1. Field of the Invention
Embodiments of the present invention relate to automatically adjusting the light colour of emitters, and more particularly, to methods and systems for automatically adjusting light intensity of multiple emitters that collectively emit light at a predefined light-intensity.
2. Description of the Related Art
Conventional light sources that have been used since a long period of time most commonly include either incandescent or gas discharge. Currently, the utilization of regular incandescent lamps having a filament is slowly reducing. There are one or more factors for this, but the most important factor is the impact on surrounding environment. Incandescent lamps have poor energy efficiency, i.e. most of the energy fed to the filament is converted to heat. Particularly, most of the input energy of traditional lighting is wasted as heat or infrared (non-visible) light in the environment. Only about 5% of the energy produces radiation in the visible range, i.e. light. Moreover, the lifetime of the incandescent bulb is limited and when failure occurs it is disastrous. The use of normal incandescent lamps is thus reduced in favour of low energy lamps, such as halogen incandescent lamps, fluorescent lamps and also LED lamps.
Traditional fluorescent bulbs have a longer life, but have significant performance variations across a range of temperatures. At some colder temperatures fluorescent bulbs do not function at all. Halogen light sources are a slight improvement in efficiency and lifetime over incandescent light sources for a marginal increase in cost.
As it is well known, in various countries, some varieties of incandescent lamps are even banned from the market in order to force the customers to choose more energy-efficient light sources. The wavelength spectrum of regular low energy lamps, i.e. of fluorescent lamps and also LED lamps is more or less acceptable for the human eye.
In recent times, the specific driver of the lamps brings about an extremely high power factor which, depending on the specific model, lies between 0.85 and 0.93, higher than any other lamp available in the market today. However, due to this high power factor, the lamps hardly cause any reactive power (VAR), a problem that many LED applications still have. Moreover, the lamps consume 80-90% less energy than traditional lamps and even 50% less than average electricity-saving lamps (compact fluorescent lamps, also known as CFL).
Currently, a known problem with light that stems from light emitting diodes is that when the light-intensity of the light emitted by the LEDS is diminished by reason that the level of the current that flows through the LEDS is lowered, the colour of the light does not shift to red in the light-spectrum as it occurs with the lowering of conventional light sources such as light bulbs. Consequently, the light-colour of such dimmed LEDs remains at its original level and subsequently, the light from dimmed LEDs is experienced as being unnatural or even unpleasant to human eye. At some wavelengths (near the color amber) changes of 2-3 nanometres (nm) are discernible to the human eye and at other wavelengths (near the color red) changes of 20-25 nm are required before the human eye can differentiate a color shift. The intensity change with temperature is discernible as well.

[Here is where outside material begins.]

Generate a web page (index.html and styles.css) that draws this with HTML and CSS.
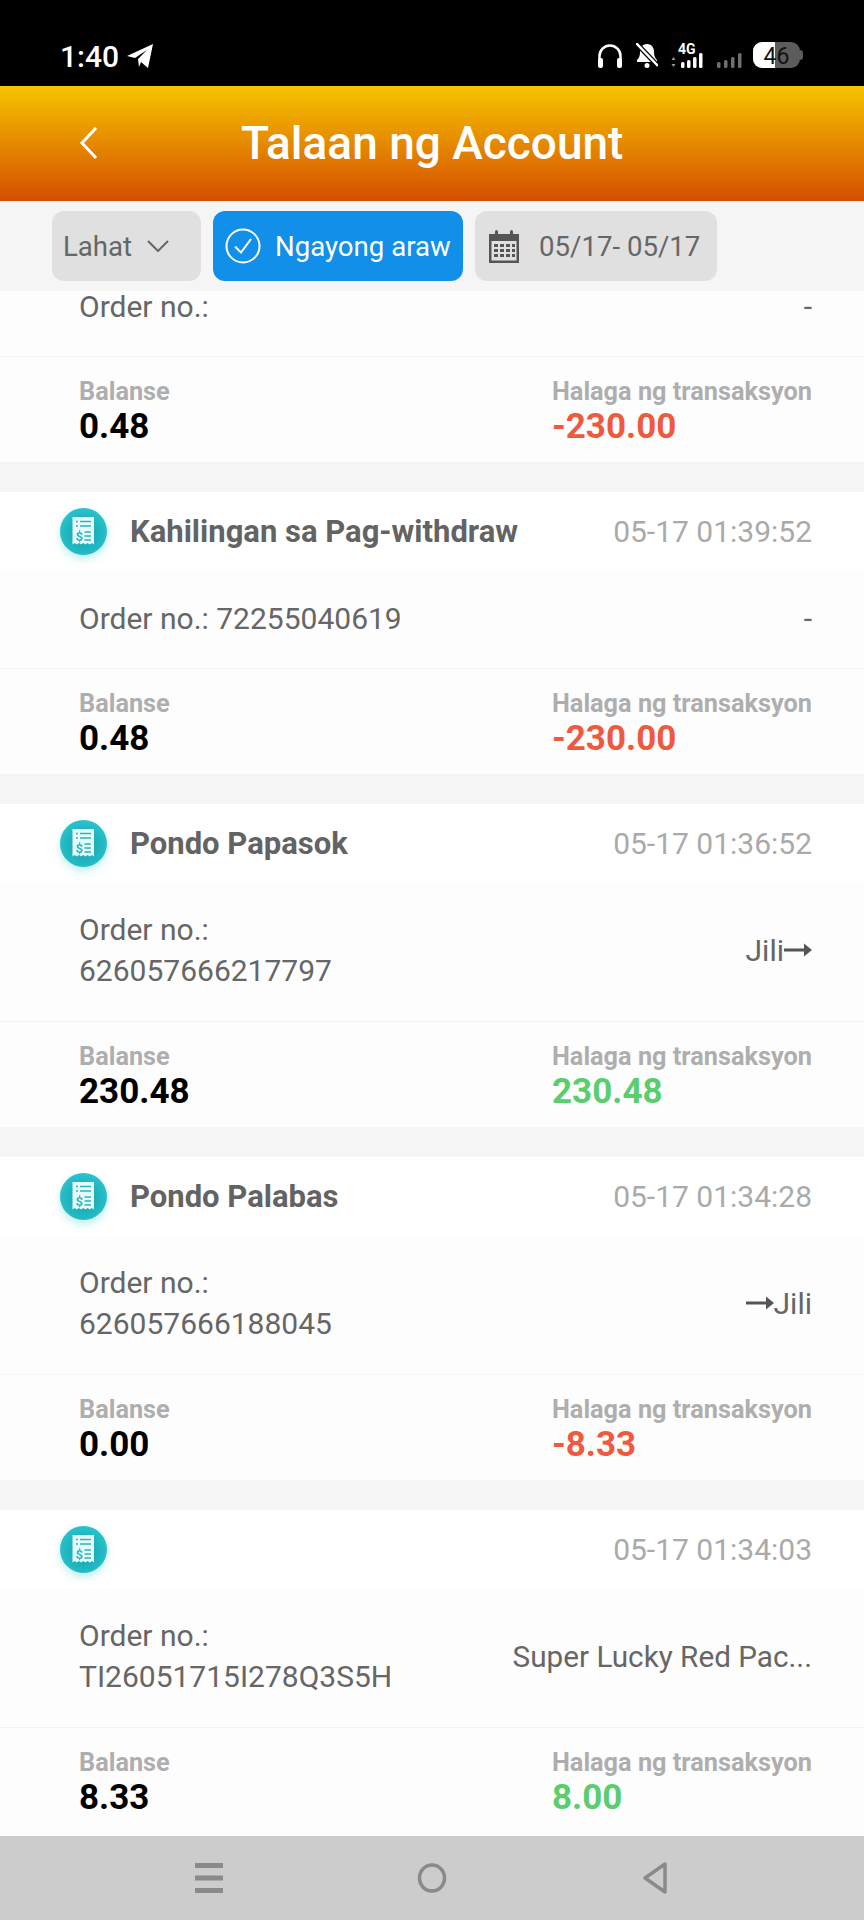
FILE: index.html
```html
<!DOCTYPE html>
<html lang="en">
<head>
  <meta charset="UTF-8" />
  <meta name="viewport" content="width=device-width, initial-scale=1" />
  <title>Talaan ng Account</title>
  <link rel="stylesheet" href="styles.css">
</head>
<body>

<svg class="defs" width="0" height="0">
  <defs>
    <radialGradient id="tealGrad" cx="0.5" cy="0.55" r="0.6">
      <stop offset="0" stop-color="#0f9fab" />
      <stop offset="1" stop-color="#2cc6cf" />
    </radialGradient>
    <symbol id="receipt" viewBox="0 0 47 47">
      <circle cx="23.500" cy="23.500" r="23.500" fill="url(#tealGrad)" />
      <path d="M12.500 9h21.500v27.500l-2.100-1.500-2.200 1.500-2.100-1.500-2.200 1.500-2.100-1.500-2.200 1.500-2.100-1.500-2.200 1.500-2.100-1.500-2.200 1.500z" fill="#e6fafa" />
      <path d="M16 13.500h2M20 13.500h11M16 18h2M20 18h11M24.500 24h6.500M24.500 28h6.500M24.500 32h6.500" stroke="#2ab6bf" stroke-width="1.500" fill="none" />
      <text x="19.500" y="32.500" class="receipt-sign">$</text>
    </symbol>
  </defs>
</svg>

<div class="status-bar">
  <div class="status-left">
    <span class="clock">1:40</span>
    <svg width="28" height="26" viewBox="0 0 28 26"><path d="M1 13 27 1 22 25 15 19 13 24 12 16 21 7 9 15z" fill="#fff" /></svg>
  </div>
  <div class="status-right">
    <svg width="26" height="24" viewBox="0 0 26 24" fill="none" stroke="#fff" stroke-width="2.500"><path d="M2.500 17v-5a10.500 10.500 0 0 1 21 0v5" /><rect x="1" y="14" width="5" height="10" rx="2" fill="#fff" stroke="none" /><rect x="20" y="14" width="5" height="10" rx="2" fill="#fff" stroke="none" /></svg>
    <svg width="22" height="25" viewBox="0 0 22 25"><path d="M11 1c5 0 7 4 7 8 0 4 1 6 3 8v2H1v-2c2-2 3-4 3-8 0-4 2-8 7-8z" fill="#fff" /><circle cx="11" cy="22.500" r="2.500" fill="#fff" /><path d="M0 0l22 23" stroke="#000" stroke-width="5" /><path d="M0 0l22 23" stroke="#fff" stroke-width="2.500" /></svg>
    <div class="signal-wrap">
      <span class="net-label">4G</span>
      <svg width="33" height="15" viewBox="0 0 33 15" fill="#fff"><path d="M2.500 4l2 3h-4zM2.500 14l2-3h-4z" opacity=".6" /><rect x="10" y="9" width="3.500" height="6" rx="1.500" /><rect x="16" y="7" width="3.500" height="8" rx="1.500" /><rect x="22" y="4" width="3.500" height="11" rx="1.500" /><rect x="28" y="0" width="3.500" height="15" rx="1.500" /></svg>
    </div>
    <svg width="25" height="15" viewBox="0 0 25 15" fill="#6f6f6f"><rect x="0" y="9" width="3.500" height="6" rx="1.500" /><rect x="7" y="7" width="3.500" height="8" rx="1.500" /><rect x="14" y="4" width="3.500" height="11" rx="1.500" /><rect x="21" y="0" width="3.500" height="15" rx="1.500" /></svg>
    <div class="battery">
      <div class="battery-body"><span class="battery-fill"></span><span class="battery-num">46</span></div>
      <span class="battery-nub"></span>
    </div>
  </div>
</div>

<header class="app-header">
  <svg class="back-icon" width="20" height="34" viewBox="0 0 20 34" fill="none" stroke="#fff" stroke-width="3"><path d="M17 2 3 17l14 15" /></svg>
  <h1>Talaan ng Account</h1>
</header>

<div class="filter-bar">
  <div class="chip chip-all">
    <span>Lahat</span>
    <svg width="22" height="12" viewBox="0 0 22 12" fill="none" stroke="#666" stroke-width="2"><path d="M1 1l10 10L21 1" /></svg>
  </div>
  <div class="chip chip-active">
    <svg width="36" height="36" viewBox="0 0 36 36" fill="none" stroke="#fff" stroke-width="2"><circle cx="18" cy="18" r="16.500" /><path d="M10 18.500l6 6L26 11" /></svg>
    <span>Ngayong araw</span>
  </div>
  <div class="chip chip-date">
    <svg width="32" height="34" viewBox="0 0 32 34" fill="#555"><path d="M1 5h30v29H1zM3.500 12v19.500h25V12z" fill-rule="evenodd" /><rect x="7" y="1" width="3" height="7" rx="1.500" /><rect x="22" y="1" width="3" height="7" rx="1.500" /><path d="M6 15h4v3H6zM12 15h4v3h-4zM18 15h4v3h-4zM24 15h3v3h-3zM6 20h4v3H6zM12 20h4v3h-4zM18 20h4v3h-4zM24 20h3v3h-3zM6 25h4v3H6zM12 25h4v3h-4zM18 25h4v3h-4zM24 25h3v3h-3z" /></svg>
    <span>05/17- 05/17</span>
  </div>
</div>

<main class="list">
  <section class="card">
    <div class="card-body card-body-cut">
      <span>Order no.:</span>
      <span class="card-extra">-</span>
    </div>
    <div class="card-foot">
      <div><div class="foot-label">Balanse</div><div class="foot-value">0.48</div></div>
      <div class="foot-right"><div class="foot-label">Halaga ng transaksyon</div><div class="foot-value neg">-230.00</div></div>
    </div>
  </section>

  <section class="card">
    <div class="card-head">
      <svg class="receipt-icon" width="47" height="47"><use href="#receipt" /></svg>
      <span class="card-title">Kahilingan sa Pag-withdraw</span>
      <span class="card-time">05-17 01:39:52</span>
    </div>
    <div class="card-body card-body-short">
      <span>Order no.: 72255040619</span>
      <span class="card-extra">-</span>
    </div>
    <div class="card-foot">
      <div><div class="foot-label">Balanse</div><div class="foot-value">0.48</div></div>
      <div class="foot-right"><div class="foot-label">Halaga ng transaksyon</div><div class="foot-value neg">-230.00</div></div>
    </div>
  </section>

  <section class="card">
    <div class="card-head">
      <svg class="receipt-icon" width="47" height="47"><use href="#receipt" /></svg>
      <span class="card-title">Pondo Papasok</span>
      <span class="card-time">05-17 01:36:52</span>
    </div>
    <div class="card-body">
      <span>Order no.:<br>626057666217797</span>
      <span class="card-extra">Jili<svg class="arrow" width="28" height="14" viewBox="0 0 28 14" fill="#555"><path d="M0 5.500h20V.5l8 6.500-8 6.500V8.500H0z" /></svg></span>
    </div>
    <div class="card-foot">
      <div><div class="foot-label">Balanse</div><div class="foot-value">230.48</div></div>
      <div class="foot-right"><div class="foot-label">Halaga ng transaksyon</div><div class="foot-value pos">230.48</div></div>
    </div>
  </section>

  <section class="card">
    <div class="card-head">
      <svg class="receipt-icon" width="47" height="47"><use href="#receipt" /></svg>
      <span class="card-title">Pondo Palabas</span>
      <span class="card-time">05-17 01:34:28</span>
    </div>
    <div class="card-body">
      <span>Order no.:<br>626057666188045</span>
      <span class="card-extra"><svg class="arrow" width="28" height="14" viewBox="0 0 28 14" fill="#555"><path d="M0 5.500h20V.5l8 6.500-8 6.500V8.500H0z" /></svg>Jili</span>
    </div>
    <div class="card-foot">
      <div><div class="foot-label">Balanse</div><div class="foot-value">0.00</div></div>
      <div class="foot-right"><div class="foot-label">Halaga ng transaksyon</div><div class="foot-value neg">-8.33</div></div>
    </div>
  </section>

  <section class="card card-last">
    <div class="card-head">
      <svg class="receipt-icon" width="47" height="47"><use href="#receipt" /></svg>
      <span class="card-title"></span>
      <span class="card-time">05-17 01:34:03</span>
    </div>
    <div class="card-body">
      <span>Order no.:<br>TI26051715I278Q3S5H</span>
      <span class="card-extra card-extra-long">Super Lucky Red Pac...</span>
    </div>
    <div class="card-foot">
      <div><div class="foot-label">Balanse</div><div class="foot-value">8.33</div></div>
      <div class="foot-right"><div class="foot-label">Halaga ng transaksyon</div><div class="foot-value pos">8.00</div></div>
    </div>
  </section>
</main>

<nav class="nav-bar">
  <svg width="30" height="32" viewBox="0 0 30 32" fill="#8a8a8a"><rect x="1" y="1" width="28" height="5" /><rect x="1" y="13.500" width="28" height="5" /><rect x="1" y="26" width="28" height="5" /></svg>
  <svg width="30" height="32" viewBox="0 0 30 32" fill="none" stroke="#8a8a8a" stroke-width="3.500"><ellipse cx="15" cy="16" rx="12.500" ry="13" /></svg>
  <svg width="30" height="34" viewBox="0 0 30 34" fill="none" stroke="#8a8a8a" stroke-width="3.500" stroke-linejoin="round"><path d="M25 3v28L5 17z" /></svg>
</nav>

</body>
</html>
```

FILE: styles.css
```css
* {
  box-sizing: border-box;
}
html, body {
  margin: 0;
  height: 1920px;
  overflow: hidden;
}
body {
  display: flex;
  flex-direction: column;
  background: #f5f5f5;
  font-family: Roboto, "Liberation Sans", sans-serif;
  color: #666;
}
.defs {
  position: absolute;
}
.receipt-sign {
  font-family: Roboto, sans-serif;
  font-size: 13px;
  font-weight: 700;
  fill: #2ab6bf;
  text-anchor: middle;
}

/* status bar */
.status-bar {
  height: 86px;
  flex: none;
  background: #000;
  display: flex;
  justify-content: space-between;
  align-items: flex-start;
  padding: 41px 61px 0 60px;
}
.status-left {
  display: flex;
  align-items: center;
  gap: 7px;
  height: 30px;
}
.clock {
  color: #fff;
  font-size: 30px;
  font-weight: 500;
}
.status-right {
  display: flex;
  align-items: flex-end;
  gap: 13px;
  height: 27px;
}
.signal-wrap {
  position: relative;
  width: 33px;
  height: 24px;
  display: flex;
  align-items: flex-end;
}
.net-label {
  position: absolute;
  top: -1px;
  left: 7px;
  color: #fff;
  font-size: 14px;
  line-height: 12px;
  font-weight: 700;
}
.battery {
  display: flex;
  align-items: center;
  margin-left: -2px;
}
.battery-body {
  position: relative;
  width: 47px;
  height: 26px;
  border-radius: 9px;
  background: #5c5c5c;
  text-align: center;
}
.battery-nub {
  width: 3px;
  height: 10px;
  border-radius: 0 3px 3px 0;
  background: #5c5c5c;
}
.battery-fill {
  display: block;
  width: 22px;
  height: 100%;
  border-radius: 9px 0 0 9px;
  background: #fff;
}
.battery-num {
  position: absolute;
  left: 0;
  right: 0;
  top: 2px;
  line-height: 26px;
  font-size: 23px;
  color: #111;
}

/* header */
.app-header {
  height: 115px;
  flex: none;
  background: linear-gradient(#f6c400, #d54e00);
  display: flex;
  align-items: center;
  padding: 0 0 2px 79px;
}
.app-header h1 {
  margin: 0 0 0 142px;
  color: #fff;
  font-size: 46px;
  font-weight: 500;
}

/* filter chips */
.filter-bar {
  height: 90px;
  flex: none;
  display: flex;
  align-items: flex-start;
  gap: 12px;
  padding: 10px 0 0 52px;
  background: #f5f5f5;
}
.chip {
  height: 70px;
  border-radius: 12px;
  display: flex;
  align-items: center;
  background: #e0e0e0;
  font-size: 27.6px;
  color: #666;
}
.chip-all {
  width: 149px;
  padding-left: 11px;
  gap: 15px;
}
.chip-active {
  width: 250px;
  padding-left: 12px;
  gap: 14px;
  background: #128fe9;
  color: #fff;
}
.chip-date {
  width: 242px;
  padding-left: 13px;
  gap: 19px;
}

/* records */
.list {
  flex: 1;
  display: flex;
  flex-direction: column;
  gap: 30px;
  min-height: 0;
}
.card {
  flex: none;
  background: #fff;
}
.card-last {
  flex: 1;
  background: #fdfdfd;
}
.card-head {
  height: 78px;
  display: flex;
  align-items: center;
  padding: 0 52px 0 60px;
  background: #fff;
}
.receipt-icon {
  flex: none;
  margin-right: 23px;
  filter: drop-shadow(0 4px 4px rgba(40, 195, 203, 0.3));
}
.card-title {
  flex: 1;
  font-size: 31px;
  font-weight: 700;
  color: #636363;
}
.card-time {
  font-size: 30px;
  color: #aaa;
}
.card-body {
  height: 140px;
  display: flex;
  justify-content: space-between;
  align-items: center;
  padding: 0 52px 3px 79px;
  font-size: 30px;
  line-height: 41px;
  color: #666;
  background: #fdfdfd;
  border-bottom: 1px solid #f3f3f3;
}
.card-body-short {
  height: 99px;
  padding-bottom: 2px;
}
.card-body-cut {
  height: 66px;
  align-items: flex-start;
  padding-bottom: 0;
  line-height: 31px;
}
.card-extra {
  display: flex;
  align-items: center;
}
.card-extra-long {
  font-size: 29.7px;
}
.arrow {
  flex: none;
}
.card-foot {
  height: 105px;
  display: flex;
  justify-content: space-between;
  padding: 20px 52px 0 79px;
  background: #fdfdfd;
}
.foot-right {
  text-align: right;
}
.foot-label {
  font-size: 25.3px;
  line-height: 30px;
  font-weight: 700;
  color: #aeaeae;
}
.foot-value {
  font-size: 35px;
  line-height: 40px;
  font-weight: 700;
  color: #000;
  text-align: left;
}
.neg {
  color: #ee5a3f;
}
.pos {
  color: #5ccd6f;
}

/* android nav */
.nav-bar {
  height: 84px;
  flex: none;
  background: #cccccc;
  display: flex;
  justify-content: center;
  align-items: center;
  gap: 193px;
}
```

Accordingly, there remains a need in the art for light emitting diodes (LEDs) emitting light at a predefined variable light-intensity depending on a level of a feeding-current supplied by a current source.
Accordingly, there exists a need in the art for methods and systems for improving the natural feeling experienced by the human eye when illumination is performed by LEDs, and particularly the LEDs that reduce their level of light-intensity, such that the light that originates from such light emitting diodes shifts to warmer colours, which address the limitations of the prior art.